### [Data section]

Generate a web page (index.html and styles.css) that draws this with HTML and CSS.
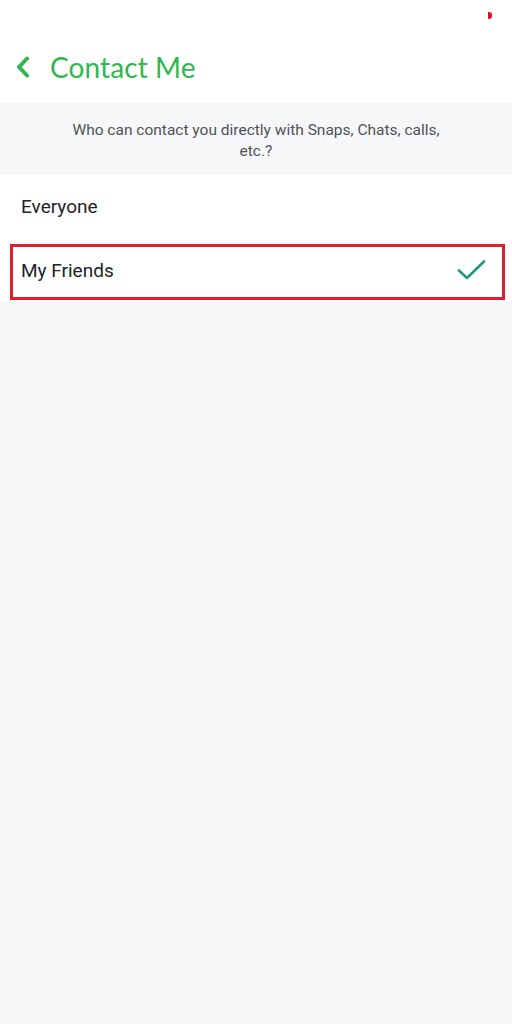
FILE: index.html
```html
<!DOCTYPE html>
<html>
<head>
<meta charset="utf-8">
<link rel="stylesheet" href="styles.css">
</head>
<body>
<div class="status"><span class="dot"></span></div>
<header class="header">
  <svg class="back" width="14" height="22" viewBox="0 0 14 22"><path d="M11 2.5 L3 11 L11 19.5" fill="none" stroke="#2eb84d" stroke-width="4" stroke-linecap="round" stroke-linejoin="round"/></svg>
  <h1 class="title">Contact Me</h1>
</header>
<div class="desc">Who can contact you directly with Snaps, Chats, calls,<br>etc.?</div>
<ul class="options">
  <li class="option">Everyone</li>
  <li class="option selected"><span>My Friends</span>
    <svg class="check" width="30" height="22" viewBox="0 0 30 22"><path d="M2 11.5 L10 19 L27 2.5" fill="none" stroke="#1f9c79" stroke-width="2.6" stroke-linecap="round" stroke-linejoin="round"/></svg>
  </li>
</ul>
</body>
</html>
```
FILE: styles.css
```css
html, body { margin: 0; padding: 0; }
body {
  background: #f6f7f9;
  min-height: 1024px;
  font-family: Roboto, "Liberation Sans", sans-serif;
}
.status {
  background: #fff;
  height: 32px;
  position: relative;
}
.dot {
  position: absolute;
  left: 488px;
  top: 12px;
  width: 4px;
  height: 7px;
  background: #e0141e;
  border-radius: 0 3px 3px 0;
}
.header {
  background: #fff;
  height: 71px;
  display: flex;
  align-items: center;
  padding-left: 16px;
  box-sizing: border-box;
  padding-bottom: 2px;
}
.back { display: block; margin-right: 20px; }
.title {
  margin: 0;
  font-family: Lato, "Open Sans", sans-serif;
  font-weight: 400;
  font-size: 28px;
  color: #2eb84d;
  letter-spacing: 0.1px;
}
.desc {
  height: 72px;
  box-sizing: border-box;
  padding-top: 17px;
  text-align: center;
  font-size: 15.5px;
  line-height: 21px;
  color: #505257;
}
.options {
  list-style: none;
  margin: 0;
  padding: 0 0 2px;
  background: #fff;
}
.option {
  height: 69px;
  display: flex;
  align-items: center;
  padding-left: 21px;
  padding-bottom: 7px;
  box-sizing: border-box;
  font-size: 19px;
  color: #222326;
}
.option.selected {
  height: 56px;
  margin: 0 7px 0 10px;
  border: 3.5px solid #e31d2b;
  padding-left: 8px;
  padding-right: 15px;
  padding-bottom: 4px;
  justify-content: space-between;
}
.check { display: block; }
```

### [Problem to solve]
Using the data above, print every line exactly, omitting pictures.

### [Problem solution]
Generate a web page (index.html and styles.css) that draws this with HTML and CSS.
FILE: index.html
```html
<!DOCTYPE html>
<html>
<head>
<meta charset="utf-8">
<link rel="stylesheet" href="styles.css">
</head>
<body>
<div class="status"><span class="dot"></span></div>
<header class="header">
  <svg class="back" width="14" height="22" viewBox="0 0 14 22"><path d="M11 2.5 L3 11 L11 19.5" fill="none" stroke="#2eb84d" stroke-width="4" stroke-linecap="round" stroke-linejoin="round"/></svg>
  <h1 class="title">Contact Me</h1>
</header>
<div class="desc">Who can contact you directly with Snaps, Chats, calls,<br>etc.?</div>
<ul class="options">
  <li class="option">Everyone</li>
  <li class="option selected"><span>My Friends</span>
    <svg class="check" width="30" height="22" viewBox="0 0 30 22"><path d="M2 11.5 L10 19 L27 2.5" fill="none" stroke="#1f9c79" stroke-width="2.6" stroke-linecap="round" stroke-linejoin="round"/></svg>
  </li>
</ul>
</body>
</html>
```
FILE: styles.css
```css
html, body { margin: 0; padding: 0; }
body {
  background: #f6f7f9;
  min-height: 1024px;
  font-family: Roboto, "Liberation Sans", sans-serif;
}
.status {
  background: #fff;
  height: 32px;
  position: relative;
}
.dot {
  position: absolute;
  left: 488px;
  top: 12px;
  width: 4px;
  height: 7px;
  background: #e0141e;
  border-radius: 0 3px 3px 0;
}
.header {
  background: #fff;
  height: 71px;
  display: flex;
  align-items: center;
  padding-left: 16px;
  box-sizing: border-box;
  padding-bottom: 2px;
}
.back { display: block; margin-right: 20px; }
.title {
  margin: 0;
  font-family: Lato, "Open Sans", sans-serif;
  font-weight: 400;
  font-size: 28px;
  color: #2eb84d;
  letter-spacing: 0.1px;
}
.desc {
  height: 72px;
  box-sizing: border-box;
  padding-top: 17px;
  text-align: center;
  font-size: 15.5px;
  line-height: 21px;
  color: #505257;
}
.options {
  list-style: none;
  margin: 0;
  padding: 0 0 2px;
  background: #fff;
}
.option {
  height: 69px;
  display: flex;
  align-items: center;
  padding-left: 21px;
  padding-bottom: 7px;
  box-sizing: border-box;
  font-size: 19px;
  color: #222326;
}
.option.selected {
  height: 56px;
  margin: 0 7px 0 10px;
  border: 3.5px solid #e31d2b;
  padding-left: 8px;
  padding-right: 15px;
  padding-bottom: 4px;
  justify-content: space-between;
}
.check { display: block; }
```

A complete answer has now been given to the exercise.